Muitos dos políticos que falam ao povo brasileiro pela televisão são menos talentosos que Kleber – mas alguns têm a cara-de-pau ainda maior. É isso que tem criado, ao longo dos anos, o nível de percepção que o eleitor tem hoje dos políticos que o representam. É isso que torna possível que o presidente do partido do governo responda às denúncias de corrupção mostrando as cicatrizes que ganhou numa sessão de torturas na guerrilha do Araguaia – e ninguém se pergunte pela relação que possa existir entre uma coisa e outra.


Aprimorar o embuste


Kleber e o seu ‘teste de fidelidade’ são bicampeões no ranking da baixaria promovido pela campanha ‘Quem financia a baixaria é contra a cidadania’, da Comissão de Direitos Humanos da Câmara dos Deputados. No Roda Viva, José Genoíno, lágrimas nos olhos, disse que misturar a guerrilha com investigação de CPI ‘é uma baixaria inaceitável’. O espectador concorda plenamente. Trata-se de saber de que baixaria estamos falando e lembrar a campanha da Câmara: quem a financia está atacando a cidadania.

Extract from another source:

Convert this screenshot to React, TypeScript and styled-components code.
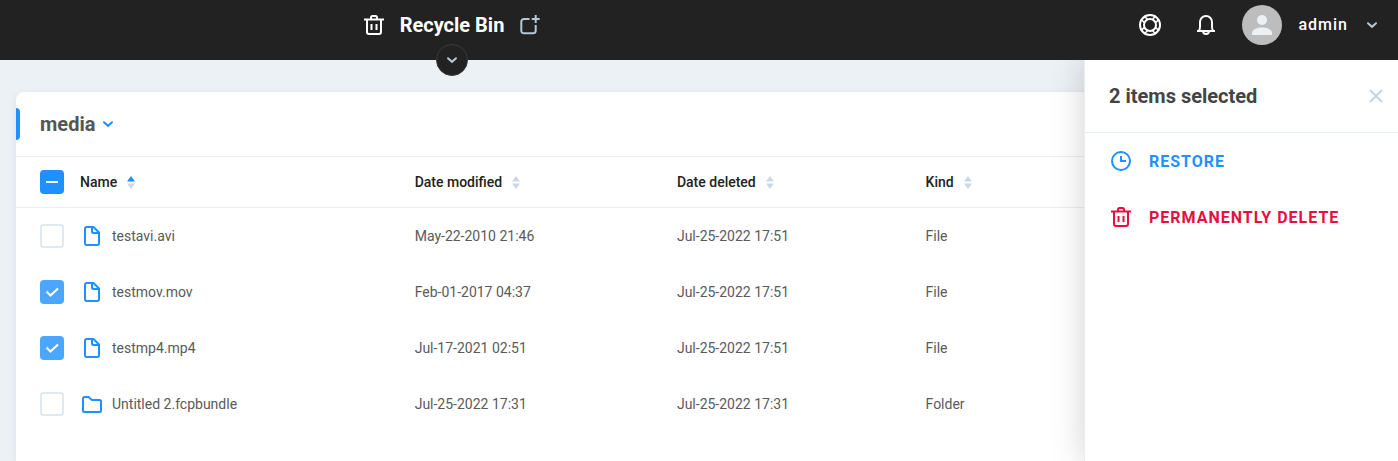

É neste sentido que os depoimentos e as entrevistas do deputado Jefferson acabaram colaborando para acrescentar algum conteúdo ao discurso político exercido de maneira tão primária, tão ostensivamente ruim, pela televisão. Motivações e ideologia não entram nessa contabilidade. O fato é que a teatralidade bem construída diante das câmeras tem sido, para o deputado, um eficiente meio para o transporte de revelações bastante concretas sobre a maneira pela qual se dão as disputas por cargos no governo – e os detalhes escabrosos dos mecanismos de corrupção dos quais ele próprio confessa participar.


Findo o período agudo da crise, é impossível prever o que acontecerá com o país. Mas é razoável imaginar que os paradigmas do discurso político mudarão substancialmente, para melhor.


O eleitor poderá continuar sendo logrado, mas a qualidade do embuste vai mudar. O telespectador vai reclamar por algum conteúdo vicejando por trás de atuações infames. As pegadinhas políticas terão que avançar para manter alguém acreditando nelas.